O diálogo gravado entre uma controladora de voo colombiana e o piloto que transportava o time da Chapecoense reforçou a hipótese de que a aeronave da empresa boliviana LaMia sofreu uma pane seca --falta de combustível-- antes de cair e matar 71 pessoas na aproximação do aeroporto de Medellín.
"Senhorita, LaMia 933 está em falha total, falha elétrica total, sem combustível", afirma o piloto boliviano Miguel Quiroga, exaltado, segundo o áudio divulgado pela RadioBlu, da Colômbia.
A resposta que vem do controle de tráfego aéreo é imediata: "Pista livre, esperando chuva sobre a superfície LaMia 933, bombeiros alertados". Logo depois disso, o piloto pede ajuda para orientar-se, mas, quando a torre pergunta a posição da aeronave, não existe mais resposta.
Entre os 71 mortos da tragédia, a maior do esporte brasileiro, na madrugada de terça-feira (29) estão 19 jogadores, 24 membros da delegação e 20 jornalistas.
Sobreviveram dois tripulantes, três jogadores e um jornalista que acompanhava a delegação do time catarinense, que faria o jogo mais importante da sua história.
O time enfrentaria o Atlético Nacional de Medellín, atual campeão da Libertadores, nesta quarta (30), na primeira partida da final da Copa Sul-Americana.
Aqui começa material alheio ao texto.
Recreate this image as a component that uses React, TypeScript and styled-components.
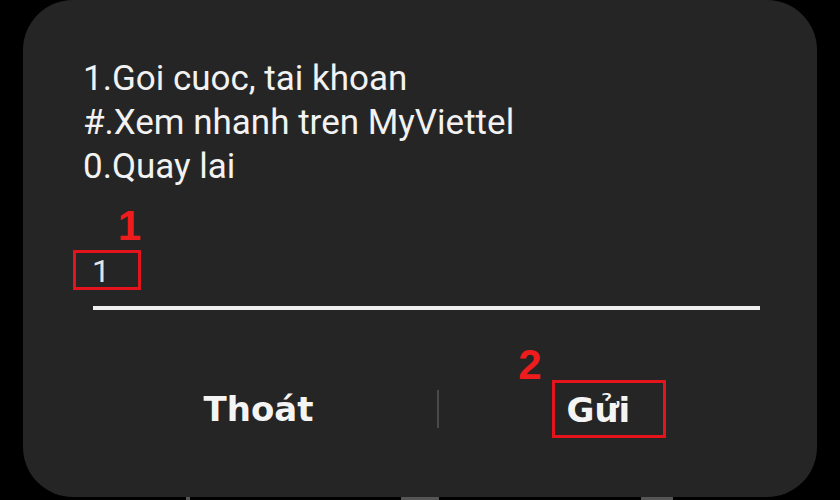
import React from "react";
import styled, { createGlobalStyle } from "styled-components";

const Global = createGlobalStyle`
  html, body { margin: 0; padding: 0; background: #000; }
  body { width: 840px; height: 500px; overflow: hidden; font-family: Roboto, "Noto Sans", sans-serif; }
`;

const Screen = styled.div`
  width: 840px;
  height: 500px;
  background: #000;
  display: flex;
  flex-direction: column;
`;

const Dialog = styled.div`
  margin-left: 23px;
  width: 794px;
  height: 497px;
  background: #252525;
  border-radius: 50px;
  display: flex;
  flex-direction: column;
  box-sizing: border-box;
`;

const Message = styled.div`
  padding: 57px 0 0 60px;
  font-size: 35px;
  line-height: 44px;
  color: #f2f2f2;
  font-weight: 400;
`;

const InputField = styled.div`
  margin-top: 61px;
  margin-left: 50px;
  display: flex;
  flex-direction: column;
`;

const Highlight = styled.div<{ $w: number; $h: number }>`
  position: relative;
  box-sizing: border-box;
  width: ${(p) => p.$w}px;
  height: ${(p) => p.$h}px;
  border: 3px solid #e3141b;
  display: flex;
  align-items: center;
`;

const Marker = styled.span<{ $pos: "top-right" | "top-left" }>`
  position: absolute;
  font-family: "Liberation Sans", Arial, sans-serif;
  font-weight: 700;
  font-size: 42px;
  line-height: 1;
  color: #ee1c1c;
  ${(p) =>
    p.$pos === "top-right"
      ? `right: -3px; bottom: calc(100% + 6px);`
      : `right: calc(100% + 13px); bottom: calc(100% - 3px);`}
`;

const Value = styled.span`
  padding-left: 16px;
  padding-top: 2px;
  font-size: 32px;
  font-weight: 400;
  color: #e4e4e4;
  line-height: 1;
`;

const Underline = styled.div`
  margin-top: 16px;
  margin-left: 20px;
  width: 667px;
  height: 4px;
  background: #f0f0f0;
`;

const ButtonRow = styled.div`
  margin-top: 60px;
  margin-left: 57px;
  width: 680px;
  height: 78px;
  display: grid;
  grid-template-columns: 357px 2px 1fr;
  align-items: center;
`;

const ButtonCell = styled.div`
  display: flex;
  justify-content: center;
  align-items: center;
`;

const ButtonText = styled.span`
  font-family: "DejaVu Sans", Roboto, sans-serif;
  font-size: 34px;
  font-weight: 700;
  color: #f4f4f4;
  line-height: 1;
`;

const Divider = styled.div`
  width: 2px;
  height: 38px;
  background: #4a4a4a;
`;

const SendBox = styled.div`
  position: relative;
  margin-left: 18px;
  box-sizing: border-box;
  width: 114px;
  height: 58px;
  border: 3px solid #e3141b;
  display: flex;
  align-items: center;
  padding-left: 12px;
  padding-top: 2px;
`;

const NavStrip = styled.div`
  height: 3px;
  display: flex;
`;

const NavBit = styled.div<{ $left: number; $w: number }>`
  margin-left: ${(p) => p.$left}px;
  width: ${(p) => p.$w}px;
  height: 3px;
  background: #555;
`;

export default function App() {
  return (
    <Screen>
      <Global />
      <Dialog>
        <Message>
          <div>1.Goi cuoc, tai khoan</div>
          <div>#.Xem nhanh tren MyViettel</div>
          <div>0.Quay lai</div>
        </Message>
        <InputField>
          <Highlight $w={68} $h={40}>
            <Marker $pos="top-right">1</Marker>
            <Value>1</Value>
          </Highlight>
          <Underline />
        </InputField>
        <ButtonRow>
          <ButtonCell>
            <ButtonText>Thoát</ButtonText>
          </ButtonCell>
          <Divider />
          <ButtonCell>
            <SendBox>
              <Marker $pos="top-left">2</Marker>
              <ButtonText>Gửi</ButtonText>
            </SendBox>
          </ButtonCell>
        </ButtonRow>
      </Dialog>
      <NavStrip>
        <NavBit $left={186} $w={4} />
        <NavBit $left={211} $w={38} />
        <NavBit $left={202} $w={32} />
      </NavStrip>
    </Screen>
  );
}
A tragédia causou comoção mundial.
INVESTIGAÇÕES
O mais provável, segundo especialistas em aviação, é que a pane seca tenha provocado ainda falha elétrica.
A comissária que sobreviveu ao acidente disse em Medellín que o avião ficou às escuras por alguns instantes antes de ocorrer a queda.
Vários fatores podem ter causado a pane seca. Um deles está relacionado com a autonomia do Avro RJ 85.
Segundo informações da LaMia, a aeronave que caiu poderia voar até 2.965 km com os tanques cheios. Essa distância pode variar um pouco dependendo das condições de vento e do peso total da aeronave. A rota que o avião fazia tinha 2.985 km.
Um plano de voo seguro, de acordo com as regras da Bolívia, prevê que o piloto deva ter combustível suficiente para chegar a um aeroporto alternativo ao do seu destino previamente definido e voar mais 45 minutos.
Diretores da empresa que estão na Colômbia admitiram que a distância que o avião deveria percorrer estava no limite da capacidade dele. Mas eles descartaram qualquer tipo de falha humana.
Os responsáveis pela LaMia ainda disseram que havia um plano de voo para uma parada de reabastecimento em Bogotá. E, se ela não foi feita, é porque a tripulação percebeu que havia segurança para ir ao destino.
Vários outros problemas poderiam ter causado a pane seca, dizem os especialistas.
Pode ter ocorrido algum tipo de vazamento de combustível ou até mesmo alguma falha nos instrumentos de navegação. Ou, ainda, o combustível ser de baixa qualidade.
Por estar voando no limite da sua autonomia, como admitiu os diretores da LaMia, a entrada de um "avião intruso" na rota de aproximação para a pista de Rionegro (cidade ao lado de Medellín), praticamente no mesmo momento que o avião da Chapecoense chegava, também passa a ser importante para a reconstituição do acidente.
Uma aeronave da Viva Colombia, que estava subindo de Bogotá para o Caribe, retornou para Medellín depois que um sinal de vazamento de combustível soou na cabine. Ao comunicar o problema, o comandante colombiano teve prioridade para descer.
Neste momento, o avião conduzido por Quiroga ficou na terceira posição para o pouso, logo atrás de um voo da Avianca. Foi então que ele perguntou, pela primeira vez, quanto tempo ele ainda ficaria no ar. Instantes depois é que começou o diálogo exaltado entre ele e a torre.
O comandante da LaMia, de 36 anos, é também um dos donos da empresa. Especialistas em aviação que não quiseram se identificar dizem que isso pode ter gerado um conflito de interesses.
Paradas para reabastecimento, ou um pedido de emergência por falta de combustível, normalmente envolve multas e penalizações.
Quiroga é casado com Daniela Pinto, filha do ex-senador boliviano Roger Pinto, que já se exilou no Brasil. O casal vivia em Epitaciolândia, no Acre, e tinha três filhas.
O pai de Miguel, Eduardo Quiroga, também era piloto. Familiares do aviador morto no acidente em Medellín contam que ele vivia para o trabalho e ficava muito tempo sem conseguir ver a família.
Micky Quiroga, como era conhecido, era da Força Aérea da Bolívia, antes de começar a atuar na aviação civil.
A expectativa das autoridades colombianas é terminar a identificação dos corpos nesta quinta (1º). Eles devem chegar ao Brasil até sexta (2).